Resorts World Sentosa, built and operated by a Malaysian developer, and Las Vegas Sands’ (LVS) Marina Bay Sands is receiving much of the credit for the record number of tourists that have visited Singapore in 2010. Moreover, the latter’s convention facilities have helped turn this island nation into a hot bed of trade fairs and business meetings. Authorities in Japan will likely study how Singapore handled the legalization of gambling—once its own tragic events of the past few weeks are brought under control. Much like Japan, Singapore was concerned with maintaining social control and stability. Singapore’s solution was stringent background checks on those seeking to build casino resorts. Too, the Southeast Asian country requires its citizens to pay a steep fee to enter casinos, while foreigners can enter for free. This measure is intended to discourage gambling addicts and those with lower income.
Japan’s potential move to legalize gambling has been met with keen interest from a multitude of gaming enterprises eager to plant their flag in this highly lucrative, yet untapped market. Universal Entertainment (UE), a Japanese pachinko giant and the largest shareholder in casino developer Wynn Resorts (WYNN), is a strong proponent of gambling and casinos. The latter owns casino resorts in the United States and China, and should continue to benefit from its association with UE’s billionaire chairman Kazuo Okada. Moreover, Wynn has earned a reputation for conceiving and developing properties that attract tourists in droves.
Another entity eager to get a foothold in Japan is Las Vegas Sands, which has gaming resorts in the United States, China, and Singapore, and much more in the pipeline. An aggressive expansion policy, strengthened by a willingness to take on considerable amounts of debt, has enabled the company to gain access to every major legal gaming market in the world. Representatives of Las Vegas Sands have had discussions with politicians in Japan in recent years, and have disclosed plans to invest up to $10 billion in the market if given the opportunity.
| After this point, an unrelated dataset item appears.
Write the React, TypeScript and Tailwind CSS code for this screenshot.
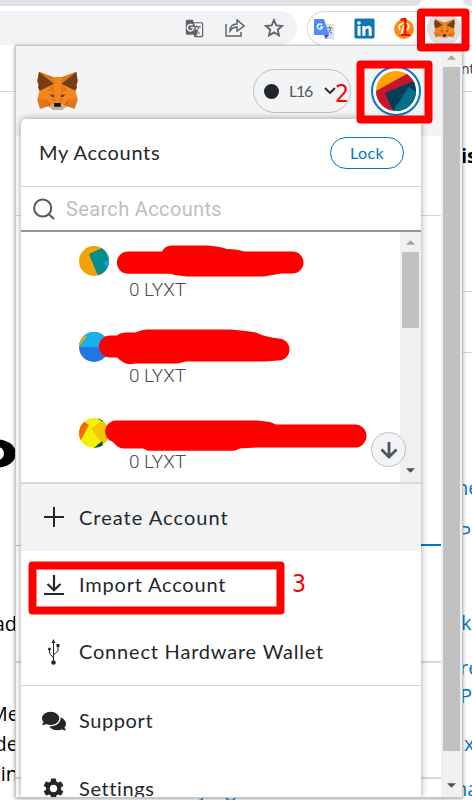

Moreover, a proven track record of conceiving and developing architectural marvels augurs well for LVS’ prospects in Japan’s nascent marketplace.
Gaming equipment maker International Game Technology (IGT) is also optimistic about the growth prospects of Asian gaming markets. IGT has established a beachhead for its products in Macau and Singapore, and appears likely to gain material business in Japan, once that nation hopefully resumes business as usual. It offers a wide array of casino-style slot machines, video lottery terminals, as well as electronic and video bingo. Its products include applications for casino management, which provide analytical, predictive, and management tools for maximizing casino operational efficiency. Recently, the company created an Interactive division dedicated to developing online and mobile games, which may prove a hit with Japan’s tech-savvy populace.
While the population of Japan pales in comparison to that of China, the average Japanese individual’s earnings and disposable income are far greater. The legalization of gambling in Japan would be a tremendous boost to the aforementioned companies, enabling them to deliver healthier-than-anticipated growth in the years ahead. Moreover, investors in these companies stand to reap considerable capital gains.
At the time of this article's writing, the author did not have positions in any of the companies mentioned.